Copy out all lines that carry the word "index".

▸ Given information:
────────────────────────────────────────
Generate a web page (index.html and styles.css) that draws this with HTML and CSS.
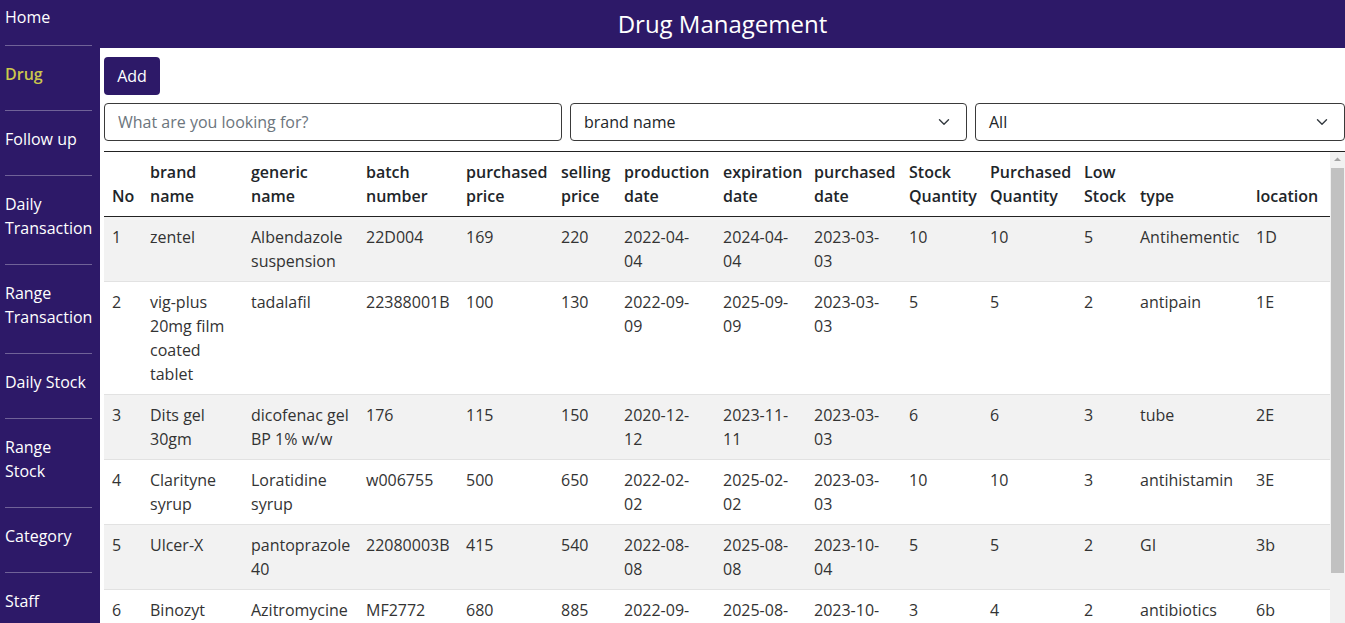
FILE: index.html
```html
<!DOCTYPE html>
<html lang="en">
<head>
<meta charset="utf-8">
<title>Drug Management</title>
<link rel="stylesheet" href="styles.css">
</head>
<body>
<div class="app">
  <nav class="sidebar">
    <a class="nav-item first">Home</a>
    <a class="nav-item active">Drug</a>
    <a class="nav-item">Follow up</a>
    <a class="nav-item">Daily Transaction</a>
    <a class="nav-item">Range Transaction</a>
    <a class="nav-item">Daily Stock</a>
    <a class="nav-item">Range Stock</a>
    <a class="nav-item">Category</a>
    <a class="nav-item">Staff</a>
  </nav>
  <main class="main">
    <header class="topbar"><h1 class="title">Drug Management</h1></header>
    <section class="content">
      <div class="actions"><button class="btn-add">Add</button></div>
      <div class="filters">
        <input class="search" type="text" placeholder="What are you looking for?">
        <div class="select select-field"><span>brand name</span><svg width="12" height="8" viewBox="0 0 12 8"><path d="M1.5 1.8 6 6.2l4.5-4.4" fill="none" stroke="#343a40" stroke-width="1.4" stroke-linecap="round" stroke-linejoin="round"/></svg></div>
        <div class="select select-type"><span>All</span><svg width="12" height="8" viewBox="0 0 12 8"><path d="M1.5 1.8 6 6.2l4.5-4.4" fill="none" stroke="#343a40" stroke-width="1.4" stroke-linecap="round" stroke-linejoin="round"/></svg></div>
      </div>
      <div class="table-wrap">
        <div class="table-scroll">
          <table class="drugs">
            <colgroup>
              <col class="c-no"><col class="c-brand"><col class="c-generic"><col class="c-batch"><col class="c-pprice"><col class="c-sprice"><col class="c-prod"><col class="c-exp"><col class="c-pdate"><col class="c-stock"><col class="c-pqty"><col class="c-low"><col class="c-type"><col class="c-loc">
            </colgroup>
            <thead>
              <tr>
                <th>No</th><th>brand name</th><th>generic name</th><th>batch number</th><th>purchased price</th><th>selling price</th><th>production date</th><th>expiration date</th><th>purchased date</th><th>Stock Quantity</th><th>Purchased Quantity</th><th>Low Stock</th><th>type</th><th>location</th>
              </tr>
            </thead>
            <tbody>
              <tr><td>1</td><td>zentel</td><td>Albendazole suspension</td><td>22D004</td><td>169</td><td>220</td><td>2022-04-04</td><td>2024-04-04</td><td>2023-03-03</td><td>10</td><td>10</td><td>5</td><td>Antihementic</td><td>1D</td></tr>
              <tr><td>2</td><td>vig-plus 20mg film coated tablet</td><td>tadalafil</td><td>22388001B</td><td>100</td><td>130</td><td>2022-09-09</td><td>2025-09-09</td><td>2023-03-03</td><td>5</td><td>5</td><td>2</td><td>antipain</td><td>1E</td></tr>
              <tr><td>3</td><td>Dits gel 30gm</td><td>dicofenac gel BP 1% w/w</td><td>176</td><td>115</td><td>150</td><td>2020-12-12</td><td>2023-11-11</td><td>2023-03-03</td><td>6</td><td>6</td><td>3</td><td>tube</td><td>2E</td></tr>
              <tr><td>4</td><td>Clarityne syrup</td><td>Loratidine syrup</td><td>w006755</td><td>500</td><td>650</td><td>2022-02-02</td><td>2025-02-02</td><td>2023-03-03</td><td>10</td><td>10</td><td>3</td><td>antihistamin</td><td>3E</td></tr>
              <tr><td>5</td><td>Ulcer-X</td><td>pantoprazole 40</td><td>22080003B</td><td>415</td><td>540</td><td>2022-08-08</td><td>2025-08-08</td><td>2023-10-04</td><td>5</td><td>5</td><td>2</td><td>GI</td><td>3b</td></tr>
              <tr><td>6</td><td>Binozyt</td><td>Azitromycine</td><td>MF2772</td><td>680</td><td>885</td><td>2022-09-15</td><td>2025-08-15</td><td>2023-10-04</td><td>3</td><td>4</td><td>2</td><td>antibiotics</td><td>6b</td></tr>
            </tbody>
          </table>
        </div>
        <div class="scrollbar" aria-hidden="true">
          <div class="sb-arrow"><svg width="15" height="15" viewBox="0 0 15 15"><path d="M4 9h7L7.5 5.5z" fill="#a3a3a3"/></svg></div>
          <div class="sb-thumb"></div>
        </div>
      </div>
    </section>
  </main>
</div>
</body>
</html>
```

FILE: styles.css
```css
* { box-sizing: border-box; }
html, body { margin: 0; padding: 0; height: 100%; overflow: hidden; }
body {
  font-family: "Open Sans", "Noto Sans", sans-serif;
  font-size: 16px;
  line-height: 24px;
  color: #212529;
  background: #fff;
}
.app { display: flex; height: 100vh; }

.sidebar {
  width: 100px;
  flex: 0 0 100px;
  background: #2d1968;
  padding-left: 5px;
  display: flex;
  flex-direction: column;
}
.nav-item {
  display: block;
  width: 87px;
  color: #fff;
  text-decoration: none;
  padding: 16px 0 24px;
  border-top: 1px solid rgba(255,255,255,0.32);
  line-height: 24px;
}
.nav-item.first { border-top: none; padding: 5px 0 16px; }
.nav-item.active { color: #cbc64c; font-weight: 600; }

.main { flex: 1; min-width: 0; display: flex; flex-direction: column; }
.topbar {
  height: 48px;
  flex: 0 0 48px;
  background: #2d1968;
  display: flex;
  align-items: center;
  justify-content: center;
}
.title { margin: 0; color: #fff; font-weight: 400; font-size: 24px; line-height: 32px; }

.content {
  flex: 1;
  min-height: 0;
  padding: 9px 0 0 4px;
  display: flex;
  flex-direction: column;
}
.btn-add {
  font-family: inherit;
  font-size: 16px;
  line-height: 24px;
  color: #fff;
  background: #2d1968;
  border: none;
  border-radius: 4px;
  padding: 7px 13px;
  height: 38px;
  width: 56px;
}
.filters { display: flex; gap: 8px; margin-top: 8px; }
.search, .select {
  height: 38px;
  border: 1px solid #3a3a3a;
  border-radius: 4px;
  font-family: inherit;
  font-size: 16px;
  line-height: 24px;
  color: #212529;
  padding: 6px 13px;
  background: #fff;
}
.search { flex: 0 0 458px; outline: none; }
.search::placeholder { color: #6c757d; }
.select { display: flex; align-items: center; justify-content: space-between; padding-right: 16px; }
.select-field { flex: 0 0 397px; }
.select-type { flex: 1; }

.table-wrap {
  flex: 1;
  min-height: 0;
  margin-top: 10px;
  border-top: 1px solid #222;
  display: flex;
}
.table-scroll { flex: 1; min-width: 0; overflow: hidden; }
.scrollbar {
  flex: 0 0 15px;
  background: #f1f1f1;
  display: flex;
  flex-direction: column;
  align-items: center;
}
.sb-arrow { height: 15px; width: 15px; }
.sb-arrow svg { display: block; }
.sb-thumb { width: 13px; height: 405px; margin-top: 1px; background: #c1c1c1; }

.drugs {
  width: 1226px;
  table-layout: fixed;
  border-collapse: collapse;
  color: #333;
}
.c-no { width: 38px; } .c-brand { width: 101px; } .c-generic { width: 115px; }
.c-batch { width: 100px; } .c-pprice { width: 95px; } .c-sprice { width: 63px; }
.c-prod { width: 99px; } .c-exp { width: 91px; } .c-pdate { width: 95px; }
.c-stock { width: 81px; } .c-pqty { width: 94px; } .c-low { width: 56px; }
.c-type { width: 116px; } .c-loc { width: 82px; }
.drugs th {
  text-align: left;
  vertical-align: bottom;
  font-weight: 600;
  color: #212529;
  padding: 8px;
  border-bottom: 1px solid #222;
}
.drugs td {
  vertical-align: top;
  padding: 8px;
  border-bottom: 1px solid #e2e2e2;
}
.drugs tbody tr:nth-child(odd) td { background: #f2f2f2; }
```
────────────────────────────────────────
▸ Full answer:
Generate a web page (index.html and styles.css) that draws this with HTML and CSS.
FILE: index.html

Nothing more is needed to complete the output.